_THE REQUEST_
Check each line of the listing for the string "this", then state how many lines have it. Only the number is wanted.

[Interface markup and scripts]
========================

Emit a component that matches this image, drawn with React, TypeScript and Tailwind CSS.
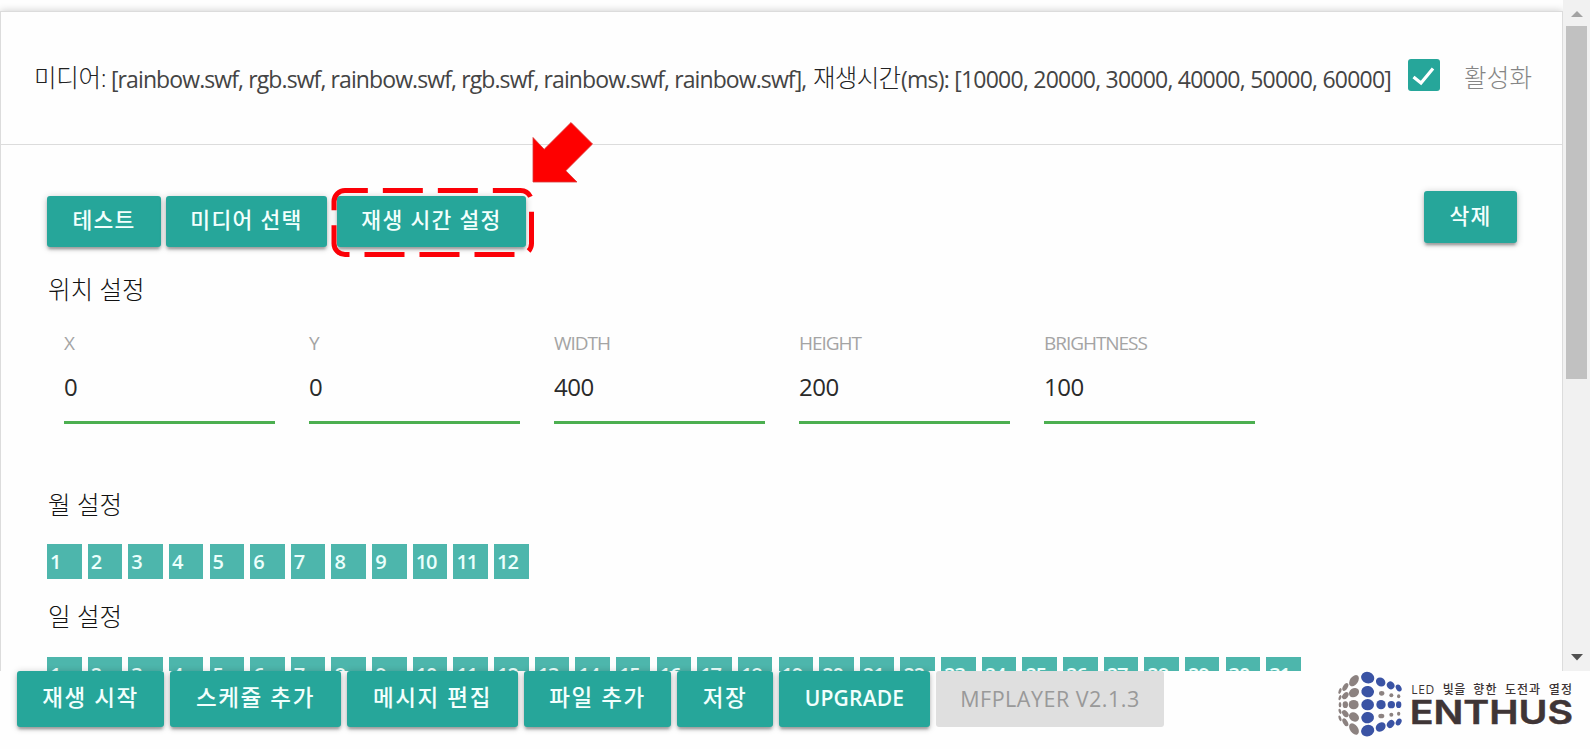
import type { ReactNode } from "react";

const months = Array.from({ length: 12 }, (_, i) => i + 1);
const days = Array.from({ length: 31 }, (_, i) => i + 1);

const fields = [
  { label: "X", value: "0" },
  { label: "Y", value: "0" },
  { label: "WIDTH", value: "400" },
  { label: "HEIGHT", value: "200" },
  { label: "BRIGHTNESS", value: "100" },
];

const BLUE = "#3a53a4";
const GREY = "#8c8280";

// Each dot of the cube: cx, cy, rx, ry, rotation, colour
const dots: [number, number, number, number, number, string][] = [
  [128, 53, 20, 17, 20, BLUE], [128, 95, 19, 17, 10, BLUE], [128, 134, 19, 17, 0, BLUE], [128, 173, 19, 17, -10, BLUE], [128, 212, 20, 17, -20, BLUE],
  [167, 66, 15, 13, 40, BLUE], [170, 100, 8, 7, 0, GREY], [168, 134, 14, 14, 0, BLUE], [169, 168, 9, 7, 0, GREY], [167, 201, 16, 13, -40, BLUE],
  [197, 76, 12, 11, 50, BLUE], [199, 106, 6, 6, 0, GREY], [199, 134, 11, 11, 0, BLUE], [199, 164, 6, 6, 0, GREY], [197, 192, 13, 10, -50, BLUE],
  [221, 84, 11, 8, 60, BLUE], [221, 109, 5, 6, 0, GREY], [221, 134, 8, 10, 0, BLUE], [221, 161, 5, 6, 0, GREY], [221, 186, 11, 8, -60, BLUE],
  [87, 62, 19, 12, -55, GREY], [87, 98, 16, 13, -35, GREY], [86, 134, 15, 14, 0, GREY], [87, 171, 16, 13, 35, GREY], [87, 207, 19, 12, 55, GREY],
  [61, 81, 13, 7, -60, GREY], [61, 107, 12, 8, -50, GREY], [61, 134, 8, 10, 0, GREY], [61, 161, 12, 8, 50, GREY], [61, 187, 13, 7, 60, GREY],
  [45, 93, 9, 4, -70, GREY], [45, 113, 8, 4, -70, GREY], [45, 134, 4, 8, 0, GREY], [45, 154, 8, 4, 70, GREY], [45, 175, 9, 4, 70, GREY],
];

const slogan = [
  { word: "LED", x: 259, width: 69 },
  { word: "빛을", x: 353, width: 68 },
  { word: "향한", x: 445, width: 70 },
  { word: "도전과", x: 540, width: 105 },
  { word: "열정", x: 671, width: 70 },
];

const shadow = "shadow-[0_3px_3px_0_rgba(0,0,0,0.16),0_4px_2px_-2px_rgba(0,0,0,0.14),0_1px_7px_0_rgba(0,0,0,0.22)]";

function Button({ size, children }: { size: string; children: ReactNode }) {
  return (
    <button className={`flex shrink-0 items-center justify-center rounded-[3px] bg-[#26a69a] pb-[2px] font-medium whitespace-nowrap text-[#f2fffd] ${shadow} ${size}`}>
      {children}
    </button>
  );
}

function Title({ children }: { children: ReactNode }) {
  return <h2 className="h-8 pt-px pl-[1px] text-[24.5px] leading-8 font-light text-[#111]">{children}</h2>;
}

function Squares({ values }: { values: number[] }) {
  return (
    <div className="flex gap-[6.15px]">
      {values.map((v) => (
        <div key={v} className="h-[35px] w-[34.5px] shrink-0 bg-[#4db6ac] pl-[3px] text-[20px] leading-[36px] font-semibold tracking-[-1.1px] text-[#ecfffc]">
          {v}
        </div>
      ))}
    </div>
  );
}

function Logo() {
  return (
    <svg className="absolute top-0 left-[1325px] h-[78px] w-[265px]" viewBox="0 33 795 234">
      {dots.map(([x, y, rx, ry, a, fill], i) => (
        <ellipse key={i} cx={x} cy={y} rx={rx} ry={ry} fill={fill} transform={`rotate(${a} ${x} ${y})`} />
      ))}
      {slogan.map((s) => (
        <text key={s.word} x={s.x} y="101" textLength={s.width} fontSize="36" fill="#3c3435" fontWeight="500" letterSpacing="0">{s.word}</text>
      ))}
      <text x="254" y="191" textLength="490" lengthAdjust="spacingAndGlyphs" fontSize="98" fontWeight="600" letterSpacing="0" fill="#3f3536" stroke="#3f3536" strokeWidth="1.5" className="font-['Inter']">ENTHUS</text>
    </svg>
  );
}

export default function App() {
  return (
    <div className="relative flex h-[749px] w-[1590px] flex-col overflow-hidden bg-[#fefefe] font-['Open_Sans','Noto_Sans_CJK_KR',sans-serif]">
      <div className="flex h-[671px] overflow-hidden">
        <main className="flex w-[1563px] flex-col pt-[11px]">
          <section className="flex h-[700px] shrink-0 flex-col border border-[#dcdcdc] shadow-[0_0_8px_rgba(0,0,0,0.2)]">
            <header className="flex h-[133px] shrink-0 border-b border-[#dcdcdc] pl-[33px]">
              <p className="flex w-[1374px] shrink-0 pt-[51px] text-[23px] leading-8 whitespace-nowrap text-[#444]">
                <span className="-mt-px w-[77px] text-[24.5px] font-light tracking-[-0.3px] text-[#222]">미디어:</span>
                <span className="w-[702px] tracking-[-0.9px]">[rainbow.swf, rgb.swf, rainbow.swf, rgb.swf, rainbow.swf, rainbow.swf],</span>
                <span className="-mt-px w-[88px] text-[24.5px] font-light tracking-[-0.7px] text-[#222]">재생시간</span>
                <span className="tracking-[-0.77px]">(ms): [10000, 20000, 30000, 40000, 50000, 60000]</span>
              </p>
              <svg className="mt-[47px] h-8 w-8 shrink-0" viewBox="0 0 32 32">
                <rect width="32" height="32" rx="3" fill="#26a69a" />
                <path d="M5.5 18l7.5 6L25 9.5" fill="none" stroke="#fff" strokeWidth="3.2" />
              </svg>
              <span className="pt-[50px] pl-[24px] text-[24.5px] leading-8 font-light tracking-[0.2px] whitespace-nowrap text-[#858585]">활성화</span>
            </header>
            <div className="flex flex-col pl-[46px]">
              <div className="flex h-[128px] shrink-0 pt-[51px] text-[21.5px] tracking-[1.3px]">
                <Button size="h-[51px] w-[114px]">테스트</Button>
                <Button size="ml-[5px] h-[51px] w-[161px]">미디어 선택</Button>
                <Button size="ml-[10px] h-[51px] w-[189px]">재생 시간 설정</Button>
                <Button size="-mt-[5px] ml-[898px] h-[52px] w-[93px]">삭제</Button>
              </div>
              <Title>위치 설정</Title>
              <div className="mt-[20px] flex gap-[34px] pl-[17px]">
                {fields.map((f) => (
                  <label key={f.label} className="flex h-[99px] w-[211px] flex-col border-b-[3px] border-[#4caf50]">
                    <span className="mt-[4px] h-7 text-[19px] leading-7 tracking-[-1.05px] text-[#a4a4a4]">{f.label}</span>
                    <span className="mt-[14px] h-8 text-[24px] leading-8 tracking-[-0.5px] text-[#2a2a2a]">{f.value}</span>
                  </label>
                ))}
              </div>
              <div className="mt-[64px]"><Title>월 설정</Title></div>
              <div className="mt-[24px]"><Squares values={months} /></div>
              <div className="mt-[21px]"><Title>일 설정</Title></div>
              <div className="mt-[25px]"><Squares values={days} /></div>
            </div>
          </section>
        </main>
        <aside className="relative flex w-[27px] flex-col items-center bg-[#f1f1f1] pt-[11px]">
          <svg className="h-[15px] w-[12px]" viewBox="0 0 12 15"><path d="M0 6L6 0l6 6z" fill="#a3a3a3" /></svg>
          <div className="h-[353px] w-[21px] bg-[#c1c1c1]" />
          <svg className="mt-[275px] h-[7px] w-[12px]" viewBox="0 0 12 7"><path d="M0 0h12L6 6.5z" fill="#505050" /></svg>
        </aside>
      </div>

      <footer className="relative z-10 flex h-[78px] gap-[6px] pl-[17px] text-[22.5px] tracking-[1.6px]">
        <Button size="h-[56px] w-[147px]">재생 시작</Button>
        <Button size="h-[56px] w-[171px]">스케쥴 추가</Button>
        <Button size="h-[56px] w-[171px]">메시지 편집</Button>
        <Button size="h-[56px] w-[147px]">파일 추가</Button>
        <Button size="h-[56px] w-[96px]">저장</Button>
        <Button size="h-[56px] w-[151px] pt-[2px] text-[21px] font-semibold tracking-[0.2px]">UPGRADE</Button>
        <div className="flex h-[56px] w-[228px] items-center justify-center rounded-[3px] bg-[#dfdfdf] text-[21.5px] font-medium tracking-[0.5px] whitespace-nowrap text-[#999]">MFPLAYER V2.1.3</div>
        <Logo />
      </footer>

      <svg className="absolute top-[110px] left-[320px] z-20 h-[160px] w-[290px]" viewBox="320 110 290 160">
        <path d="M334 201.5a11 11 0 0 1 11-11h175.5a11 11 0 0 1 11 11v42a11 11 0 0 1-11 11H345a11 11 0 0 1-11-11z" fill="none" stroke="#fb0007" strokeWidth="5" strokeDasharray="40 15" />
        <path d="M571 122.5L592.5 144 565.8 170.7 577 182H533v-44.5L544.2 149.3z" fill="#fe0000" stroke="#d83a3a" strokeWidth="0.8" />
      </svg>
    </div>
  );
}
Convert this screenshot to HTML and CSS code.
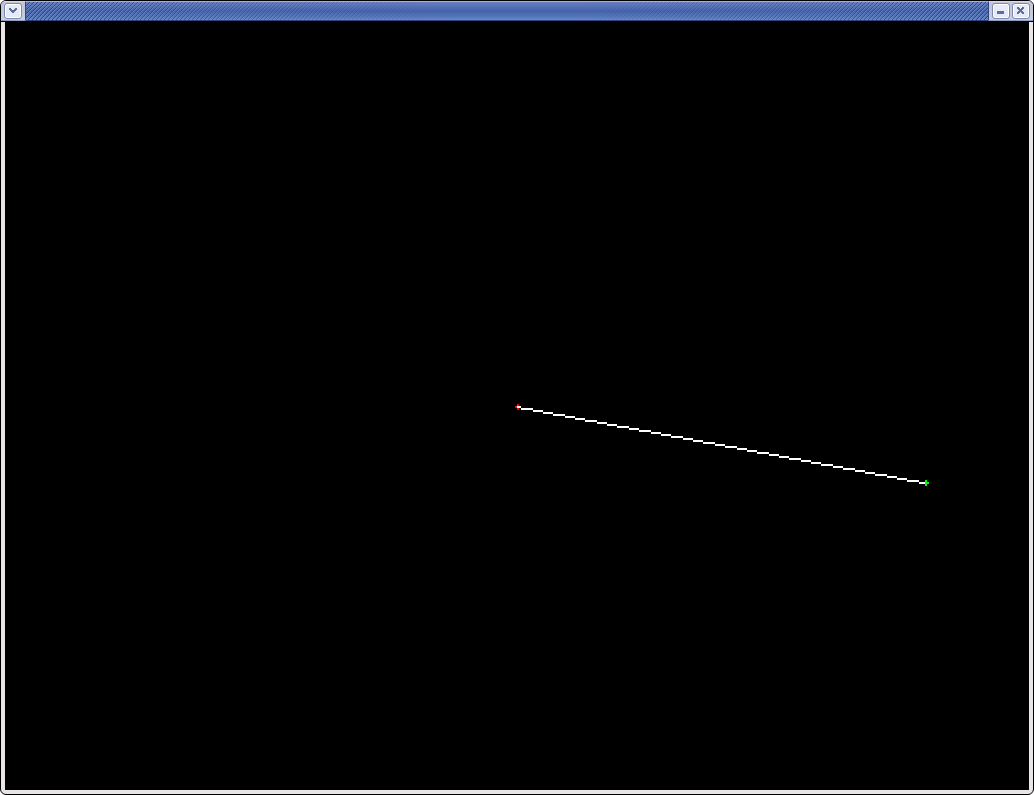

========================

_EXERCISE ANSWER_
2